Written instruction: Once the pictures are set aside, transcribe the remaining data exactly.
_ _ _ _ _ _ _
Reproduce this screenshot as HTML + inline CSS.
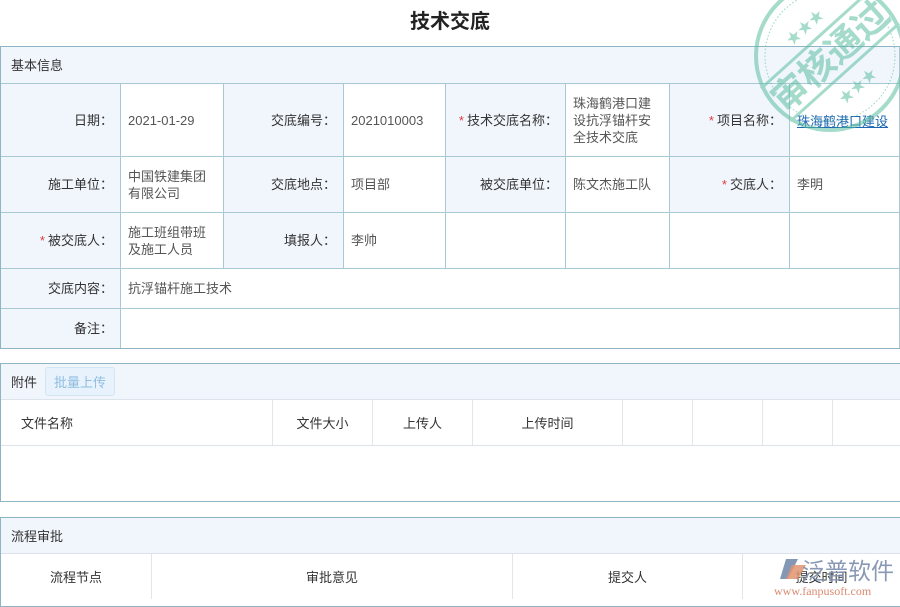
<!DOCTYPE html>
<html><head><meta charset="utf-8"><style>
*{margin:0;padding:0;box-sizing:border-box}
body{width:900px;height:600px;overflow:hidden;background:#fff;font-family:"Liberation Sans","Noto Sans CJK SC",sans-serif;font-size:13px;color:#333;position:relative}
.title{position:absolute;top:5px;left:0;width:900px;text-align:center;font-size:20px;font-weight:bold;color:#222}
.abs{position:absolute}
.c{position:absolute;border-right:1px solid #a8c8d6;border-bottom:1px solid #a8c8d6;display:flex;align-items:center;padding:0 7px;line-height:17px}
.l{background:#f1f6fd;justify-content:flex-end}
.v{background:#fff;color:#555}
.r{color:#e03b3b;margin-right:3px}
.g{position:absolute;border-right:1px solid #e2e6ea;display:flex;align-items:center;justify-content:center;height:45px}
</style></head><body>
<div class="title">技术交底</div>
<div class="abs" style="left:0;top:46px;width:901px;height:303px;border:1px solid #8fb4c6;background:#f1f6fd"></div>
<div class="c" style="left:1px;top:47px;width:899px;height:37px;background:#f1f6fd;padding-left:10px">基本信息</div>
<div class="c l" style="left:1px;top:84px;width:120px;height:73px">日期：</div>
<div class="c v" style="left:121px;top:84px;width:103px;height:73px">2021-01-29</div>
<div class="c l" style="left:224px;top:84px;width:120px;height:73px">交底编号：</div>
<div class="c v" style="left:344px;top:84px;width:102px;height:73px">2021010003</div>
<div class="c l" style="left:446px;top:84px;width:120px;height:73px"><span class="r">*</span>技术交底名称：</div>
<div class="c v" style="left:566px;top:84px;width:104px;height:73px">珠海鹤港口建设抗浮锚杆安全技术交底</div>
<div class="c l" style="left:670px;top:84px;width:120px;height:73px"><span class="r">*</span>项目名称：</div>
<div class="c v" style="left:790px;top:84px;width:110px;height:73px;align-items:flex-start;padding-top:29px;color:#1a66b0;text-decoration:underline;white-space:nowrap">珠海鹤港口建设</div>
<div class="c l" style="left:1px;top:157px;width:120px;height:56px">施工单位：</div>
<div class="c v" style="left:121px;top:157px;width:103px;height:56px">中国铁建集团有限公司</div>
<div class="c l" style="left:224px;top:157px;width:120px;height:56px">交底地点：</div>
<div class="c v" style="left:344px;top:157px;width:102px;height:56px">项目部</div>
<div class="c l" style="left:446px;top:157px;width:120px;height:56px">被交底单位：</div>
<div class="c v" style="left:566px;top:157px;width:104px;height:56px">陈文杰施工队</div>
<div class="c l" style="left:670px;top:157px;width:120px;height:56px"><span class="r">*</span>交底人：</div>
<div class="c v" style="left:790px;top:157px;width:110px;height:56px">李明</div>
<div class="c l" style="left:1px;top:213px;width:120px;height:56px"><span class="r">*</span>被交底人：</div>
<div class="c v" style="left:121px;top:213px;width:103px;height:56px">施工班组带班及施工人员</div>
<div class="c l" style="left:224px;top:213px;width:120px;height:56px">填报人：</div>
<div class="c v" style="left:344px;top:213px;width:102px;height:56px">李帅</div>
<div class="c v" style="left:446px;top:213px;width:120px;height:56px"></div>
<div class="c v" style="left:566px;top:213px;width:104px;height:56px"></div>
<div class="c v" style="left:670px;top:213px;width:120px;height:56px"></div>
<div class="c v" style="left:790px;top:213px;width:110px;height:56px"></div>
<div class="c l" style="left:1px;top:269px;width:120px;height:40px">交底内容：</div>
<div class="c v" style="left:121px;top:269px;width:779px;height:40px">抗浮锚杆施工技术</div>
<div class="c l" style="left:1px;top:309px;width:120px;height:39px;border-bottom:none">备注：</div>
<div class="c v" style="left:121px;top:309px;width:779px;height:39px;border-bottom:none"></div>

<div class="abs" style="left:0;top:363px;width:901px;height:139px;border:1px solid #8fb4c6;background:#fff"></div>
<div class="abs" style="left:1px;top:364px;width:899px;height:36px;background:#f1f6fd;border-bottom:1px solid #dde3ea;display:flex;align-items:center;padding-left:10px">附件<span style="margin-left:8px;border:1px solid #d3e4f2;background:#e8f2fc;color:#8fbde0;border-radius:3px;padding:4px 8px">批量上传</span></div>
<div class="abs" style="left:1px;top:400px;width:899px;height:46px;border-bottom:1px solid #dde3ea"></div>
<div class="g" style="left:1px;top:400px;width:272px;justify-content:flex-start;padding-left:20px">文件名称</div>
<div class="g" style="left:273px;top:400px;width:100px">文件大小</div>
<div class="g" style="left:373px;top:400px;width:100px">上传人</div>
<div class="g" style="left:473px;top:400px;width:150px">上传时间</div>
<div class="g" style="left:623px;top:400px;width:70px"></div>
<div class="g" style="left:693px;top:400px;width:70px"></div>
<div class="g" style="left:763px;top:400px;width:70px"></div>

<div class="abs" style="left:0;top:517px;width:901px;height:90px;border:1px solid #8fb4c6;background:#fff"></div>
<div class="abs" style="left:1px;top:518px;width:899px;height:36px;background:#f1f6fd;border-bottom:1px solid #dde3ea;display:flex;align-items:center;padding-left:10px">流程审批</div>
<div class="g" style="left:1px;top:554px;width:151px">流程节点</div>
<div class="g" style="left:152px;top:554px;width:361px">审批意见</div>
<div class="g" style="left:513px;top:554px;width:230px">提交人</div>
<div class="g" style="left:743px;top:554px;width:157px;border:none">提交时间</div>

<svg class="abs" style="left:770px;top:553px" width="128" height="47">
<path d="M16 6 L28 6 L18 26 L10 26 Z" fill="#6f86a8" opacity=".85"/>
<path d="M22 12 L36 12 L28 26 L16 26 Z" fill="#e09470" opacity=".85"/>
<text x="32" y="26" font-size="23" fill="#7d8fae" opacity=".9" font-family="Noto Sans CJK SC,sans-serif">泛普软件</text>
<text x="4" y="42" font-size="12" fill="#d88a70" font-family="Liberation Serif,serif">www.fanpusoft.com</text>
</svg>

<svg class="abs" style="left:748px;top:-24px" width="164" height="164" opacity=".55">
<g transform="translate(82,80)" fill="none" stroke="#5cbea0">
<circle r="74" stroke-width="4"/>
<circle r="65" stroke-width="1.2" stroke-dasharray="1.5 2"/>
<g transform="rotate(-42)">
<line x1="-73" y1="-22" x2="73" y2="-22" stroke-width="3"/>
<line x1="-73" y1="22" x2="73" y2="22" stroke-width="3"/>
<text x="0" y="13" text-anchor="middle" font-size="36" font-weight="bold" fill="#5cbea0" stroke="none" font-family="Noto Sans CJK SC,sans-serif">审核通过</text>
<text x="-22" y="-33" font-size="15" fill="#5cbea0" stroke="none">★★★</text>
<text x="-22" y="46" font-size="15" fill="#5cbea0" stroke="none">★★★</text>
</g></g>
</svg>
</body></html>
_ _ _ _ _ _ _
Solution to this exercise:
Reproduce this screenshot as HTML + inline CSS.
<!DOCTYPE html>
<html><head><meta charset="utf-8"><style>
*{margin:0;padding:0;box-sizing:border-box}
body{width:900px;height:600px;overflow:hidden;background:#fff;font-family:"Liberation Sans","Noto Sans CJK SC",sans-serif;font-size:13px;color:#333;position:relative}
.title{position:absolute;top:5px;left:0;width:900px;text-align:center;font-size:20px;font-weight:bold;color:#222}
.abs{position:absolute}
.c{position:absolute;border-right:1px solid #a8c8d6;border-bottom:1px solid #a8c8d6;display:flex;align-items:center;padding:0 7px;line-height:17px}
.l{background:#f1f6fd;justify-content:flex-end}
.v{background:#fff;color:#555}
.r{color:#e03b3b;margin-right:3px}
.g{position:absolute;border-right:1px solid #e2e6ea;display:flex;align-items:center;justify-content:center;height:45px}
</style></head><body>
<div class="title">技术交底</div>
<div class="abs" style="left:0;top:46px;width:901px;height:303px;border:1px solid #8fb4c6;background:#f1f6fd"></div>
<div class="c" style="left:1px;top:47px;width:899px;height:37px;background:#f1f6fd;padding-left:10px">基本信息</div>
<div class="c l" style="left:1px;top:84px;width:120px;height:73px">日期：</div>
<div class="c v" style="left:121px;top:84px;width:103px;height:73px">2021-01-29</div>
<div class="c l" style="left:224px;top:84px;width:120px;height:73px">交底编号：</div>
<div class="c v" style="left:344px;top:84px;width:102px;height:73px">2021010003</div>
<div class="c l" style="left:446px;top:84px;width:120px;height:73px"><span class="r">*</span>技术交底名称：</div>
<div class="c v" style="left:566px;top:84px;width:104px;height:73px">珠海鹤港口建设抗浮锚杆安全技术交底</div>
<div class="c l" style="left:670px;top:84px;width:120px;height:73px"><span class="r">*</span>项目名称：</div>
<div class="c v" style="left:790px;top:84px;width:110px;height:73px;align-items:flex-start;padding-top:29px;color:#1a66b0;text-decoration:underline;white-space:nowrap">珠海鹤港口建设</div>
<div class="c l" style="left:1px;top:157px;width:120px;height:56px">施工单位：</div>
<div class="c v" style="left:121px;top:157px;width:103px;height:56px">中国铁建集团有限公司</div>
<div class="c l" style="left:224px;top:157px;width:120px;height:56px">交底地点：</div>
<div class="c v" style="left:344px;top:157px;width:102px;height:56px">项目部</div>
<div class="c l" style="left:446px;top:157px;width:120px;height:56px">被交底单位：</div>
<div class="c v" style="left:566px;top:157px;width:104px;height:56px">陈文杰施工队</div>
<div class="c l" style="left:670px;top:157px;width:120px;height:56px"><span class="r">*</span>交底人：</div>
<div class="c v" style="left:790px;top:157px;width:110px;height:56px">李明</div>
<div class="c l" style="left:1px;top:213px;width:120px;height:56px"><span class="r">*</span>被交底人：</div>
<div class="c v" style="left:121px;top:213px;width:103px;height:56px">施工班组带班及施工人员</div>
<div class="c l" style="left:224px;top:213px;width:120px;height:56px">填报人：</div>
<div class="c v" style="left:344px;top:213px;width:102px;height:56px">李帅</div>
<div class="c v" style="left:446px;top:213px;width:120px;height:56px"></div>
<div class="c v" style="left:566px;top:213px;width:104px;height:56px"></div>
<div class="c v" style="left:670px;top:213px;width:120px;height:56px"></div>
<div class="c v" style="left:790px;top:213px;width:110px;height:56px"></div>
<div class="c l" style="left:1px;top:269px;width:120px;height:40px">交底内容：</div>
<div class="c v" style="left:121px;top:269px;width:779px;height:40px">抗浮锚杆施工技术</div>
<div class="c l" style="left:1px;top:309px;width:120px;height:39px;border-bottom:none">备注：</div>
<div class="c v" style="left:121px;top:309px;width:779px;height:39px;border-bottom:none"></div>

<div class="abs" style="left:0;top:363px;width:901px;height:139px;border:1px solid #8fb4c6;background:#fff"></div>
<div class="abs" style="left:1px;top:364px;width:899px;height:36px;background:#f1f6fd;border-bottom:1px solid #dde3ea;display:flex;align-items:center;padding-left:10px">附件<span style="margin-left:8px;border:1px solid #d3e4f2;background:#e8f2fc;color:#8fbde0;border-radius:3px;padding:4px 8px">批量上传</span></div>
<div class="abs" style="left:1px;top:400px;width:899px;height:46px;border-bottom:1px solid #dde3ea"></div>
<div class="g" style="left:1px;top:400px;width:272px;justify-content:flex-start;padding-left:20px">文件名称</div>
<div class="g" style="left:273px;top:400px;width:100px">文件大小</div>
<div class="g" style="left:373px;top:400px;width:100px">上传人</div>
<div class="g" style="left:473px;top:400px;width:150px">上传时间</div>
<div class="g" style="left:623px;top:400px;width:70px"></div>
<div class="g" style="left:693px;top:400px;width:70px"></div>
<div class="g" style="left:763px;top:400px;width:70px"></div>

<div class="abs" style="left:0;top:517px;width:901px;height:90px;border:1px solid #8fb4c6;background:#fff"></div>
<div class="abs" style="left:1px;top:518px;width:899px;height:36px;background:#f1f6fd;border-bottom:1px solid #dde3ea;display:flex;align-items:center;padding-left:10px">流程审批</div>
<div class="g" style="left:1px;top:554px;width:151px">流程节点</div>
<div class="g" style="left:152px;top:554px;width:361px">审批意见</div>
<div class="g" style="left:513px;top:554px;width:230px">提交人</div>
<div class="g" style="left:743px;top:554px;width:157px;border:none">提交时间</div>

<svg class="abs" style="left:770px;top:553px" width="128" height="47">
<path d="M16 6 L28 6 L18 26 L10 26 Z" fill="#6f86a8" opacity=".85"/>
<path d="M22 12 L36 12 L28 26 L16 26 Z" fill="#e09470" opacity=".85"/>
<text x="32" y="26" font-size="23" fill="#7d8fae" opacity=".9" font-family="Noto Sans CJK SC,sans-serif">泛普软件</text>
<text x="4" y="42" font-size="12" fill="#d88a70" font-family="Liberation Serif,serif">www.fanpusoft.com</text>
</svg>

<svg class="abs" style="left:748px;top:-24px" width="164" height="164" opacity=".55">
<g transform="translate(82,80)" fill="none" stroke="#5cbea0">
<circle r="74" stroke-width="4"/>
<circle r="65" stroke-width="1.2" stroke-dasharray="1.5 2"/>
<g transform="rotate(-42)">
<line x1="-73" y1="-22" x2="73" y2="-22" stroke-width="3"/>
<line x1="-73" y1="22" x2="73" y2="22" stroke-width="3"/>
<text x="0" y="13" text-anchor="middle" font-size="36" font-weight="bold" fill="#5cbea0" stroke="none" font-family="Noto Sans CJK SC,sans-serif">审核通过</text>
<text x="-22" y="-33" font-size="15" fill="#5cbea0" stroke="none">★★★</text>
<text x="-22" y="46" font-size="15" fill="#5cbea0" stroke="none">★★★</text>
</g></g>
</svg>
</body></html>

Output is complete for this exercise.